Ars Technica reports that evidence mounting: Windows 7 going modular, subscription. Here's a taster:
So, Windows 7 will be modular, but to an unknown degree. I personally expect the modularization to focus on value-adds, as did Anytime Upgrade on Vista. It allows Microsoft to draw lines between what is and isn't "in" the OS for DoJ compliance issues. Whether it be Live Services, Windows Media Player, or even Internet Explorer, Microsoft could roll those into modules and then say, "Hey, look, that's not part of Windows, we're charging extra for that!" Foley says that she's heard from sources that Microsoft is working on a Photo + Mail + Video module that would exist apart from the OS, for instance. I've heard less specific groupings myself. Source: http://www.techamok.com/
Is a modular world a better one? For those of us having to manage software rollouts to scores of desktops, this would be yet another tool in the toolbox. Microsoft could create "desktop roles" like "information kiosk" that includes a stripped-down feature set, for instance.

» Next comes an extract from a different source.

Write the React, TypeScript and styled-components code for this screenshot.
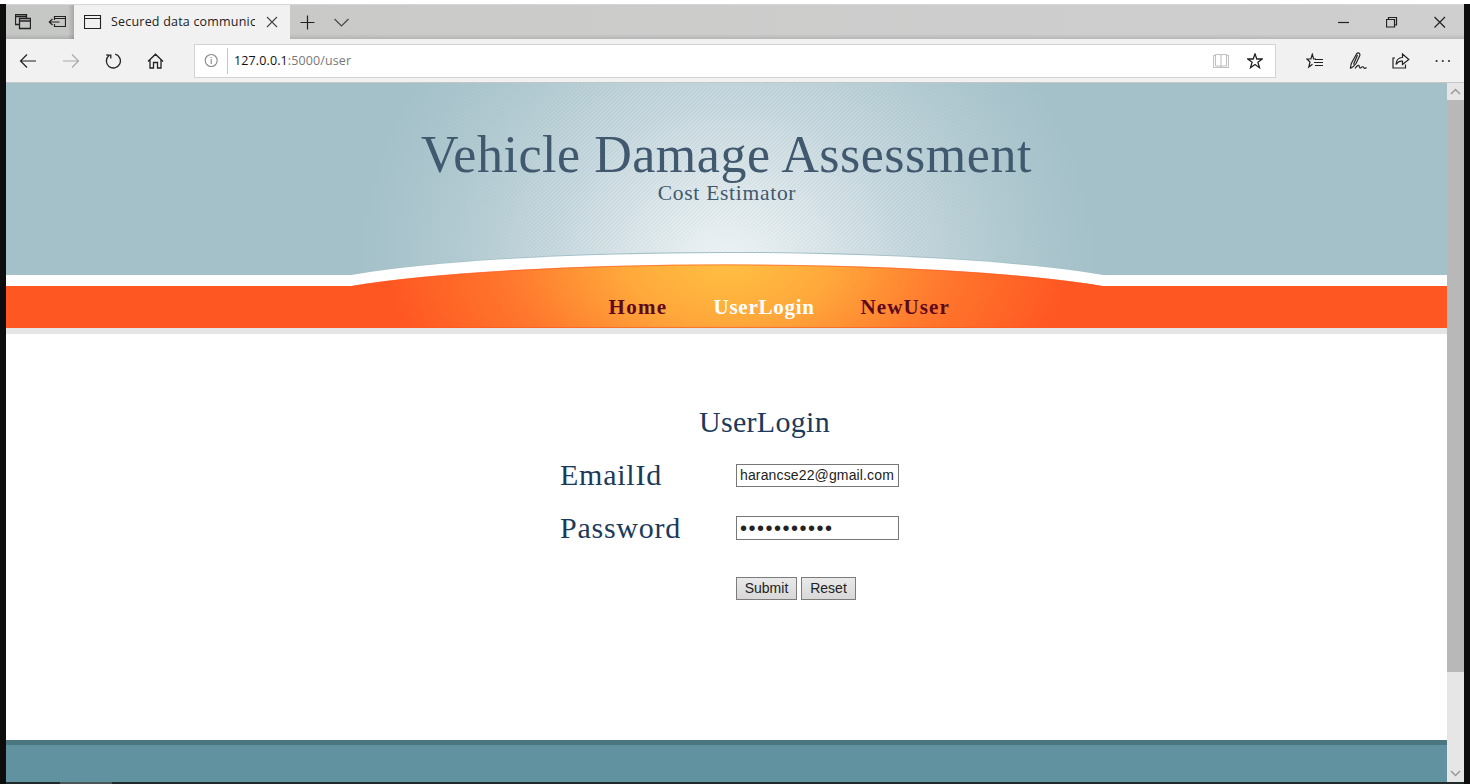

Microsoft can also add/remove functionality module by module. New modules could be sold post-launch, keeping revenue streams strong. In fact, modules could be maintained independent of OS versions. Microsoft could create a "Live Services" module that is maintained by a dedicated team, designed to work across multiple OSes, yet provide a completely consistent experience. A modular approach could also allow the company to make functionality available on a time-limited basis, potentially allowing users to "rent" a feature if it's needed on a one-off basis. Note that Microsoft is already testing "pay as you go" consumer subscriptions in developing countries.